Meu primeiro contato com o cinema aconteceu em Londres. Era uma época em que discutíamos muito sobre questões fundamentais, tais como a morte da bezerra, que o Lula ia acabar com o Brasil, o Arsenal havia contratado Patrick Vieira. Havíamos acabado de chegar em solo londrino. Menos de um mês, para falar a verdade. Ainda fazíamos questão de comprar jornal e ler tomando café, como todo bom londoner (pelo menos é o que achávamos, porque quem mora em Londres lê o jornal em transporte público). Nossa primeira morada na cidade do Big Ben não poderia ser melhor: o flat da Maira, prima do Geleia, meu fiel escudeiro, em pleno bairro de Angel. Angel era um dos poucos bairros ainda com estilo londrino. Na época, hoje já não é mais. Na Upper Street havia vários cafés muito movimentados, com as calçadas lotadas de gente com o melhor do estilo. Sempre escolhíamos um longe do Starbuck’s e mais perto do Medicine Bar. Um palácio desconhecido no meio da realeza inglesa. Afinal, não mudamos de continente para tomar café americano.
– Colombiano. O café do Starbuck’s é colombiano. Se bobear, até Pablo Escobar tem ações dessa empresa – falo mexendo minha pint, um copo de cerveja enorme tradição nos pubs.
– Como você sabe? Ali tá escrito American taste. Eles, esses americanos, devem escravizar ex-cocaineiros em suas fazendas oligárquicas – dispara o honorável Geleia.
– Caraca, Geleia, são quarter past 2. Vamos perder a aula.

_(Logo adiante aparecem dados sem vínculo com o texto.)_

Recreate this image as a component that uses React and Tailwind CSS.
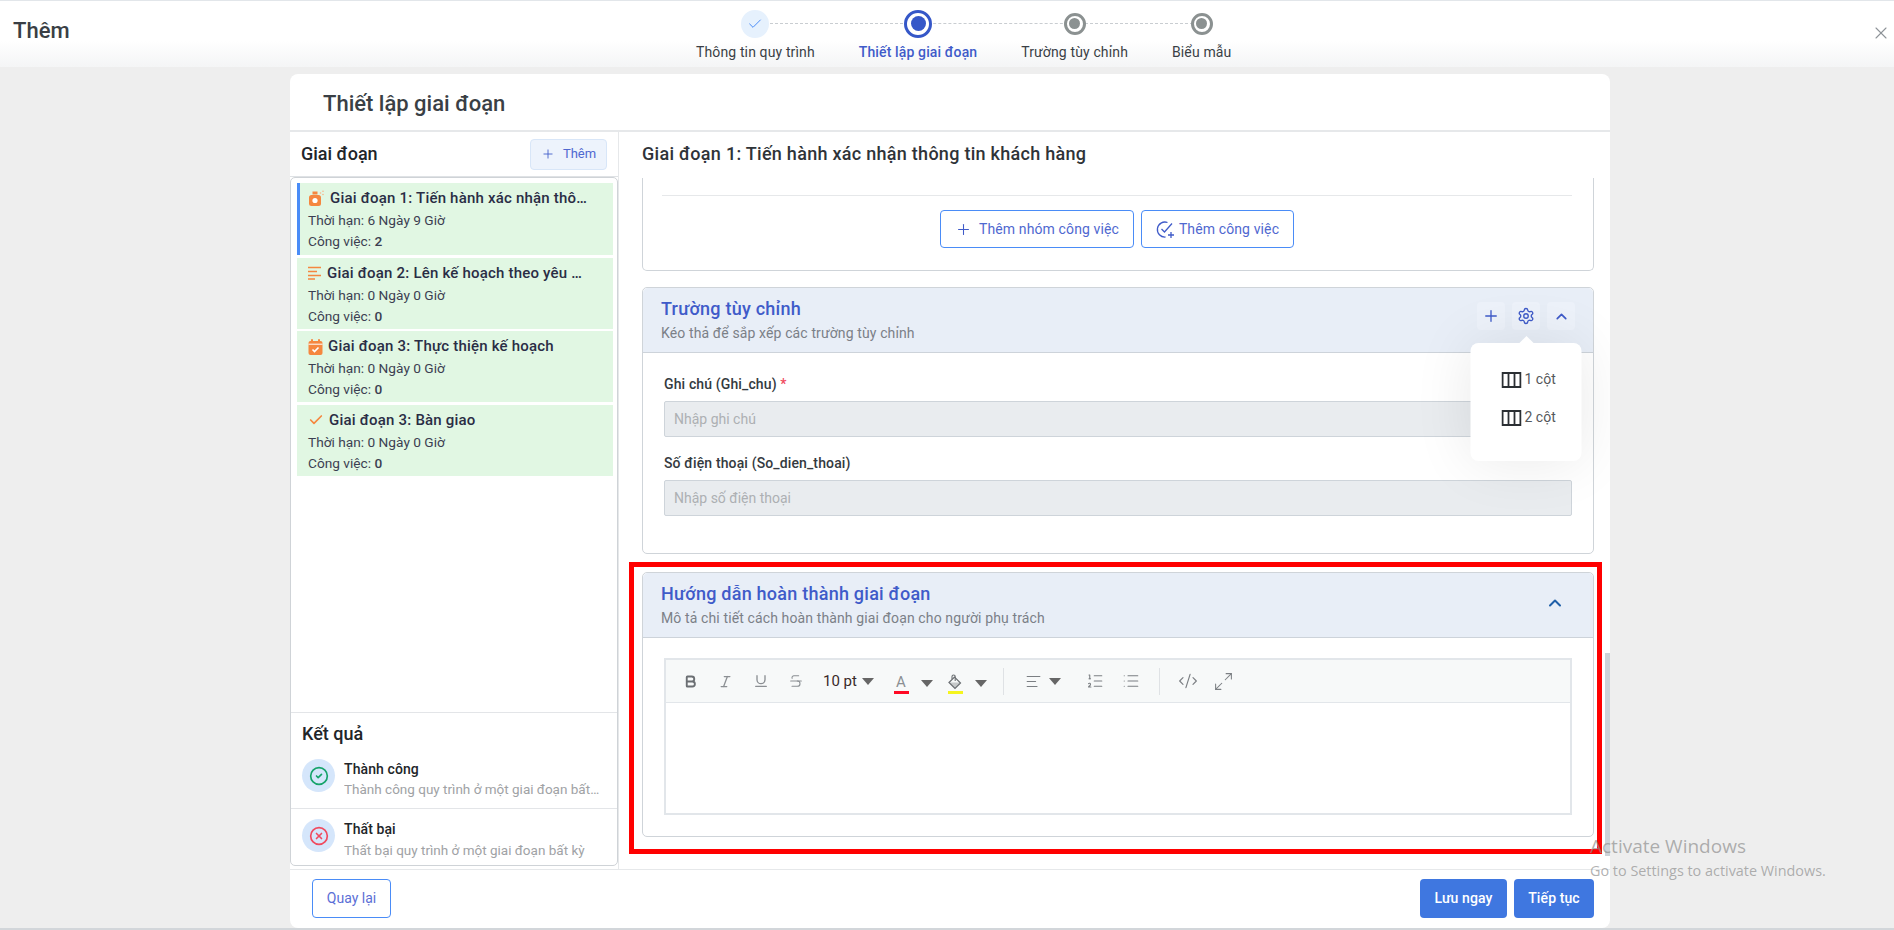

Jogamos 5 libras na mesa, pegamos as mochilas e deitamos o cabelo. Sempre caminho cabisbaixo. Mas quando estou com pressa, abaixo a cabeça ainda mais. Saímos como dois pré-adolescentes voando pela Upper Street, caminhando apressados e superatrasados para a aula de inglês. Paranoico com os estudos e com os bons costumes, ia quase correndo na frente, chamando meu camarada como quem chama um soldado correndo em volta do quartel. Olhei para trás e noto que Geleia, mesmo sendo moreno, estava branco como leite, parado. Estático. Quando resolvo olhar pra frente, um choque inevitável. Caio no chão.
– Fucking Hell!!! – disparo com o melhor sotaque inglês.
A pessoa nem olha para a minha cara.
Atordoado, começo a olhar para lados e noto que na realidade estava no meio de uma roda. Olho pra frente, um cartaz enorme com uma loira estonteante. Olho pra cima, vejo um letreiro: Kill Bill 1. Olha pra rua, vejo a loira do cartaz!!! Passa um cara cheio de espinhas pulando desajeitado, minhas pernas, e em minha frente, o carcamano em que bati me olhando com cara de nojo: Quentin Tarantino. Eu estava estatelado no chão na frente do cinema onde estava sendo realizada a premier do filme.
Não por acaso todos dizem que sempre fui um cara de sorte.
Na época reclamei. Agora entendo a magnitude daquele encontro.
Eu e Quentin.
Hoje, não teria, nunca mais, lavado meu casaco.